Eat plenty of cruciferous vegetables
The family of crucifers includes broccoli, cabbage, cauliflower, collard greens, brussels sprouts, bok choy and arugula. All of these nifty little veggies contain glucosinates, natural compounds that help to increase detoxification and speed elimination of harmful toxins from the body. They’re so powerful that countless studies have even shown they can drastically reduce our risk of cancer.
Ideally, try to eat several ounces of cruciferous vegetables per day, three to four days per week to enjoy their awesome detoxifying effect. Any more, and there’s a small chance that they may start to interfere with thyroid function.
Lay off the alcohol
There’s a reason why someone is considered “intoxicated” when they’ve had too much to drink. They’re literally in a state of toxin overdose, and their crazy drunken antics are merely fueled by a body and brain that are working overtime to rid the body of these toxins.
Which isn’t to say that I don’t enjoy an alcoholic beverage on occasion! But if you’re serious about detoxing, you should really cut back on the alcohol. Try cutting out the booze for three weeks and see if you feel any different — I’d be willing to bet that you do. Studies show that many critical markers of health, especially mental health, improve by removing alcohol from our bodies. What’s more, if you’re already on a detox program but continuing to drink, that alcohol could be completely derailing your efforts.
Up the antioxidant ante
Sure, you’ve heard about antioxidants and know they’re a good thing: but have you got any idea why they’re good? The process of detoxification is not a straightforward process, and for every toxin metabolized there is also one free radical molecule generated. Free radicals, as you no doubt have heard, can damage many of the cells in our bodies and speed up the process of aging and inflammation, making life a whole lot less enjoyable.

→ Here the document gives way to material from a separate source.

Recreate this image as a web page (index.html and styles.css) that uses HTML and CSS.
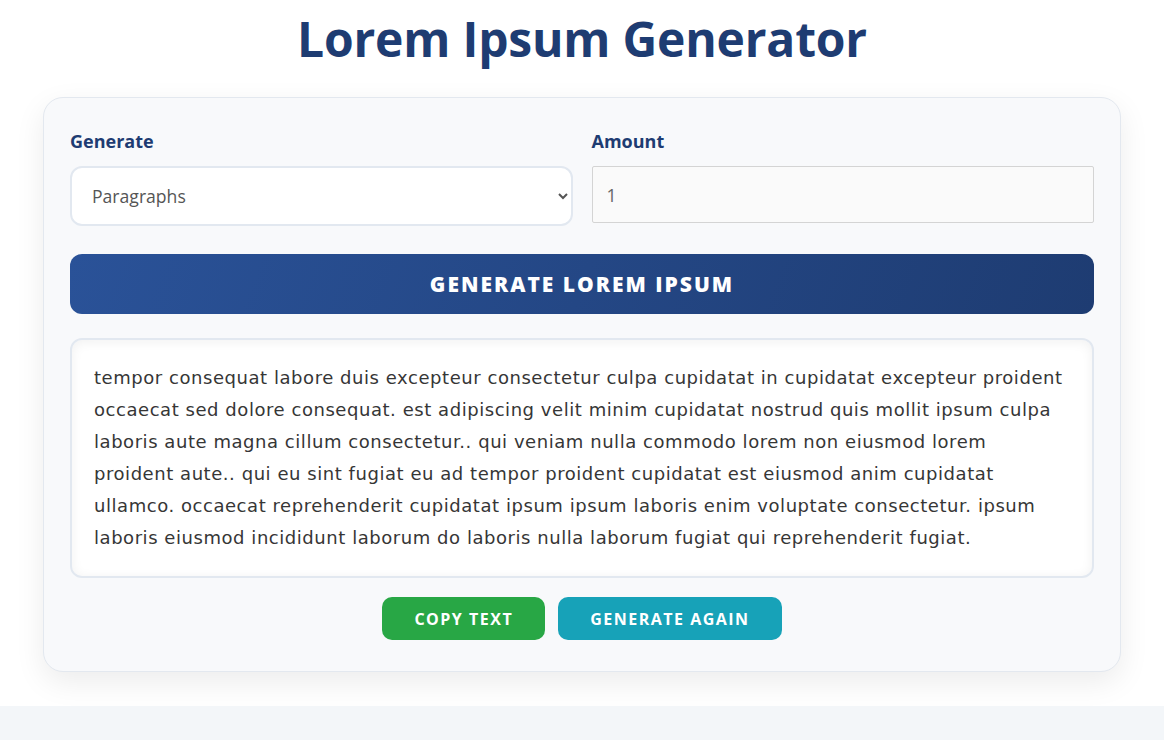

Antioxidants block the process of oxidation by interfering with the action of free radicals, meaning they’re a critical component of an effective detox program. Some of the most critical antioxidants are vitamin C and E, but other foods rich in carotenoids and flavonoids are also critical sources of antioxidants.

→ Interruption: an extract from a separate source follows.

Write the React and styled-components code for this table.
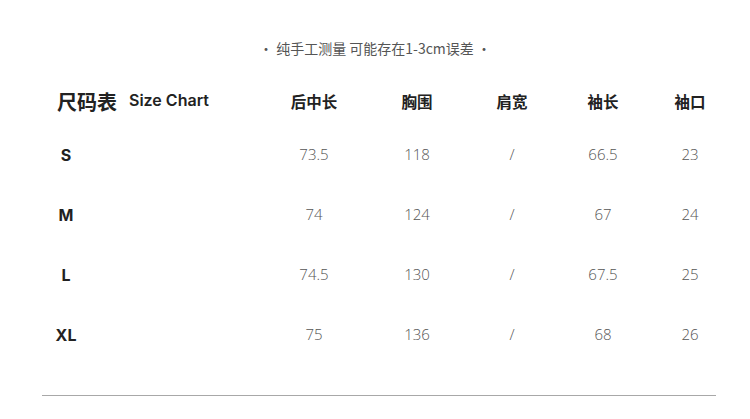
import React from "react";
import styled, { createGlobalStyle } from "styled-components";

const Global = createGlobalStyle`
  html, body { margin: 0; padding: 0; background: #fff; }
  body { font-family: "Noto Sans CJK SC", "Noto Sans", sans-serif; }
`;

const Page = styled.div`
  width: 750px;
  height: 419px;
  background: #fff;
  display: flex;
  flex-direction: column;
  overflow: hidden;
`;

const Note = styled.div`
  padding-top: 38px;
  padding-bottom: 19px;
  height: 20px;
  line-height: 20px;
  text-align: center;
  font-size: 14px;
  color: #555;
  font-family: "Noto Sans CJK SC", sans-serif;
`;

const Table = styled.div`
  display: grid;
  grid-template-columns: 262px 104px 102px 88px 94px 80px;
`;

const Row = styled.div`
  display: contents;
`;

const Cell = styled.div`
  height: ${(p) => p.$h}px;
  padding-bottom: 3px;
  box-sizing: border-box;
  display: flex;
  align-items: center;
  justify-content: center;
  font-family: "Open Sans", "Noto Sans CJK SC", sans-serif;
  font-size: 15px;
  font-weight: 300;
  color: #555;
`;

const HeadCell = styled.div`
  height: ${(p) => p.$h}px;
  display: flex;
  align-items: center;
  justify-content: center;
  font-family: "Noto Sans CJK SC", sans-serif;
  font-size: 15.5px;
  font-weight: 700;
  color: #222;
`;

const TitleCell = styled.div`
  height: ${(p) => p.$h}px;
  display: flex;
  align-items: center;
  padding-left: 57px;
  gap: 12px;
`;

const TitleCn = styled.span`
  font-family: "Noto Sans CJK SC", sans-serif;
  font-size: 20px;
  font-weight: 700;
  color: #222;
`;

const TitleEn = styled.span`
  font-family: Inter, "Noto Sans", sans-serif;
  font-size: 16px;
  font-weight: 600;
  color: #222;
  margin-top: -2px;
`;

const SizeCell = styled.div`
  height: ${(p) => p.$h}px;
  display: flex;
  align-items: center;
  padding-left: 41px;
`;

const SizeLabel = styled.span`
  width: 50px;
  text-align: center;
  font-family: Inter, "Noto Sans", sans-serif;
  font-size: 16px;
  font-weight: 700;
  color: #222;
`;

const Divider = styled.div`
  margin: 30px 34px 0 42px;
  height: 1px;
  background: #a8a8a8;
`;

const headers = ["后中长", "胸围", "肩宽", "袖长", "袖口"];
const rows = [
  ["S", "73.5", "118", "/", "66.5", "23"],
  ["M", "74", "124", "/", "67", "24"],
  ["L", "74.5", "130", "/", "67.5", "25"],
  ["XL", "75", "136", "/", "68", "26"],
];

export default function App() {
  return (
    <>
      <Global />
      <Page>
        <Note>· 纯手工测量 可能存在1-3cm误差 ·</Note>
        <Table>
          <Row>
            <TitleCell $h={48}>
              <TitleCn>尺码表</TitleCn>
              <TitleEn>Size Chart</TitleEn>
            </TitleCell>
            {headers.map((h) => (
              <HeadCell key={h} $h={48}>{h}</HeadCell>
            ))}
          </Row>
          {rows.map(([size, ...vals]) => (
            <Row key={size}>
              <SizeCell $h={60}>
                <SizeLabel>{size}</SizeLabel>
              </SizeCell>
              {vals.map((v, i) => (
                <Cell key={i} $h={60}>{v}</Cell>
              ))}
            </Row>
          ))}
        </Table>
        <Divider />
      </Page>
    </>
  );
}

Unless you plan on eating three oranges a day, it might be best to supplement with a high-quality form of vitamin C during your detox, along with a good vitamin E supplement. Carotenoids can be had in large concentrations from (you guessed it!) carrots, along with other orange foods like pumpkin, squash and sweet potatoes. Foods rich in flavonoids include parsley, green tea, berries, onions and dark chocolate. And by dark, I mean greater than 72 percent cocoa solids — don’t be fooled by the wrappers claiming to dark chocolate when they’re less than 72 percent!